<<<<

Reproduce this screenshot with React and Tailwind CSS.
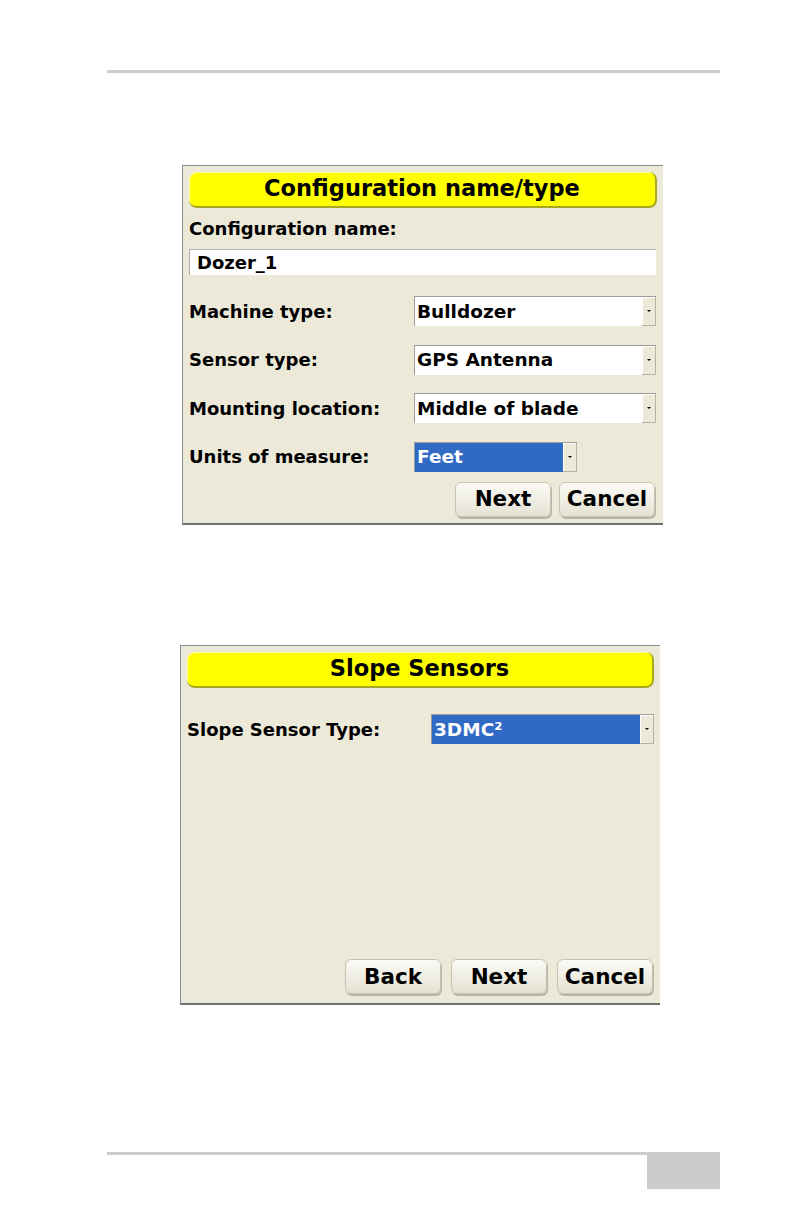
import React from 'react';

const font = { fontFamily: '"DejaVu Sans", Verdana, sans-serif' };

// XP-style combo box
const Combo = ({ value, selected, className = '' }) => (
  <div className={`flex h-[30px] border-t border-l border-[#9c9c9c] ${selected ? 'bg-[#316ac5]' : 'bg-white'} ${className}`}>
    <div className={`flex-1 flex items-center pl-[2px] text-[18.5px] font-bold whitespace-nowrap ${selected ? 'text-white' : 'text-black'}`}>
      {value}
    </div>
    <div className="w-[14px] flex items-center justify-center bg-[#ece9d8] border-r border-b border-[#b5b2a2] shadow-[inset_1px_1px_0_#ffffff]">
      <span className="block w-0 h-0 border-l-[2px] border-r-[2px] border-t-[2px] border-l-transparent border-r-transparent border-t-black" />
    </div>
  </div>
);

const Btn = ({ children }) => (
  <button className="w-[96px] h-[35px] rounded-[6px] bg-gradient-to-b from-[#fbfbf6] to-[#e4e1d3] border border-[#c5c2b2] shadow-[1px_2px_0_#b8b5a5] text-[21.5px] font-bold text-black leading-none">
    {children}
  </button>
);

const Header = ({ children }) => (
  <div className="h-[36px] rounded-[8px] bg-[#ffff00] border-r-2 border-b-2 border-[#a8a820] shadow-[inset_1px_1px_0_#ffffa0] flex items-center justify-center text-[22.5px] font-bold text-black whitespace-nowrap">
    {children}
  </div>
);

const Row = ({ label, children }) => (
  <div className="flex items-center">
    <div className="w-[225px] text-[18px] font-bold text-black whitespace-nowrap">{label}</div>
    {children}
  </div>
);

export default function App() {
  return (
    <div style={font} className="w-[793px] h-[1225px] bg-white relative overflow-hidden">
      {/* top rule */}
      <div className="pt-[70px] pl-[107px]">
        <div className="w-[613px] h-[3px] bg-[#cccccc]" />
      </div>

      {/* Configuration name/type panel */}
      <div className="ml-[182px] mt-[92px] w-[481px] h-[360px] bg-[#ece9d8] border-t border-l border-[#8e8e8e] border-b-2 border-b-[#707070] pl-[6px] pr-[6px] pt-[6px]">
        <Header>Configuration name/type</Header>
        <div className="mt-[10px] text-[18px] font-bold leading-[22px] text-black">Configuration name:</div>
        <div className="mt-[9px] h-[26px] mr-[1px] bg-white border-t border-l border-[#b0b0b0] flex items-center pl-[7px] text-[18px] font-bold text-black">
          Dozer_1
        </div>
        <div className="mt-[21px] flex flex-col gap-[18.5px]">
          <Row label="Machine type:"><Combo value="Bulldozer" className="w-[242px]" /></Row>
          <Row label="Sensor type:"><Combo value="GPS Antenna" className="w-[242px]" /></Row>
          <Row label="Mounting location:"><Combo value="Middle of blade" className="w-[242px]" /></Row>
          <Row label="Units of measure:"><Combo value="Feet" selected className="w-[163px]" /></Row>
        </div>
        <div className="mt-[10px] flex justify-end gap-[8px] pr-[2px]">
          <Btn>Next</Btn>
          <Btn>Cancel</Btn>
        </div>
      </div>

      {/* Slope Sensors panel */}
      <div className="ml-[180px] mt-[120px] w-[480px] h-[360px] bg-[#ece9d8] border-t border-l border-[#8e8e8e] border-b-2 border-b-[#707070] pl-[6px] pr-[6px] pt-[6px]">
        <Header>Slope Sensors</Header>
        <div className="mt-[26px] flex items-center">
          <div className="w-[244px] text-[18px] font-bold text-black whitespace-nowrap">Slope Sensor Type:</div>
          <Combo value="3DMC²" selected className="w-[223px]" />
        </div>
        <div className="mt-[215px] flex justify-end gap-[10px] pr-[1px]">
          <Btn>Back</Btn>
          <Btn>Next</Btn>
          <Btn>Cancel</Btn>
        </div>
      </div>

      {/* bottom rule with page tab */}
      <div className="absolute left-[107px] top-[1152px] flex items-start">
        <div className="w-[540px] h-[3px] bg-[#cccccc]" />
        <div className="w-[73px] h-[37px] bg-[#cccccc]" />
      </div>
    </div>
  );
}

>>>>

Stated problem =>
Give all the lines above again, character for character, without pictures.

Answer for the task =>
Reproduce this screenshot with React and Tailwind CSS.
import React from 'react';

const font = { fontFamily: '"DejaVu Sans", Verdana, sans-serif' };

// XP-style combo box
const Combo = ({ value, selected, className = '' }) => (
  <div className={`flex h-[30px] border-t border-l border-[#9c9c9c] ${selected ? 'bg-[#316ac5]' : 'bg-white'} ${className}`}>
    <div className={`flex-1 flex items-center pl-[2px] text-[18.5px] font-bold whitespace-nowrap ${selected ? 'text-white' : 'text-black'}`}>
      {value}
    </div>
    <div className="w-[14px] flex items-center justify-center bg-[#ece9d8] border-r border-b border-[#b5b2a2] shadow-[inset_1px_1px_0_#ffffff]">
      <span className="block w-0 h-0 border-l-[2px] border-r-[2px] border-t-[2px] border-l-transparent border-r-transparent border-t-black" />
    </div>
  </div>
);

const Btn = ({ children }) => (
  <button className="w-[96px] h-[35px] rounded-[6px] bg-gradient-to-b from-[#fbfbf6] to-[#e4e1d3] border border-[#c5c2b2] shadow-[1px_2px_0_#b8b5a5] text-[21.5px] font-bold text-black leading-none">
    {children}
  </button>
);

const Header = ({ children }) => (
  <div className="h-[36px] rounded-[8px] bg-[#ffff00] border-r-2 border-b-2 border-[#a8a820] shadow-[inset_1px_1px_0_#ffffa0] flex items-center justify-center text-[22.5px] font-bold text-black whitespace-nowrap">
    {children}
  </div>
);

const Row = ({ label, children }) => (
  <div className="flex items-center">
    <div className="w-[225px] text-[18px] font-bold text-black whitespace-nowrap">{label}</div>
    {children}
  </div>
);

export default function App() {
  return (
    <div style={font} className="w-[793px] h-[1225px] bg-white relative overflow-hidden">
      {/* top rule */}
      <div className="pt-[70px] pl-[107px]">
        <div className="w-[613px] h-[3px] bg-[#cccccc]" />
      </div>

      {/* Configuration name/type panel */}
      <div className="ml-[182px] mt-[92px] w-[481px] h-[360px] bg-[#ece9d8] border-t border-l border-[#8e8e8e] border-b-2 border-b-[#707070] pl-[6px] pr-[6px] pt-[6px]">
        <Header>Configuration name/type</Header>
        <div className="mt-[10px] text-[18px] font-bold leading-[22px] text-black">Configuration name:</div>
        <div className="mt-[9px] h-[26px] mr-[1px] bg-white border-t border-l border-[#b0b0b0] flex items-center pl-[7px] text-[18px] font-bold text-black">
          Dozer_1
        </div>
        <div className="mt-[21px] flex flex-col gap-[18.5px]">
          <Row label="Machine type:"><Combo value="Bulldozer" className="w-[242px]" /></Row>
          <Row label="Sensor type:"><Combo value="GPS Antenna" className="w-[242px]" /></Row>
          <Row label="Mounting location:"><Combo value="Middle of blade" className="w-[242px]" /></Row>
          <Row label="Units of measure:"><Combo value="Feet" selected className="w-[163px]" /></Row>
        </div>
        <div className="mt-[10px] flex justify-end gap-[8px] pr-[2px]">
          <Btn>Next</Btn>
          <Btn>Cancel</Btn>
        </div>
      </div>

      {/* Slope Sensors panel */}
      <div className="ml-[180px] mt-[120px] w-[480px] h-[360px] bg-[#ece9d8] border-t border-l border-[#8e8e8e] border-b-2 border-b-[#707070] pl-[6px] pr-[6px] pt-[6px]">
        <Header>Slope Sensors</Header>
        <div className="mt-[26px] flex items-center">
          <div className="w-[244px] text-[18px] font-bold text-black whitespace-nowrap">Slope Sensor Type:</div>
          <Combo value="3DMC²" selected className="w-[223px]" />
        </div>
        <div className="mt-[215px] flex justify-end gap-[10px] pr-[1px]">
          <Btn>Back</Btn>
          <Btn>Next</Btn>
          <Btn>Cancel</Btn>
        </div>
      </div>

      {/* bottom rule with page tab */}
      <div className="absolute left-[107px] top-[1152px] flex items-start">
        <div className="w-[540px] h-[3px] bg-[#cccccc]" />
        <div className="w-[73px] h-[37px] bg-[#cccccc]" />
      </div>
    </div>
  );
}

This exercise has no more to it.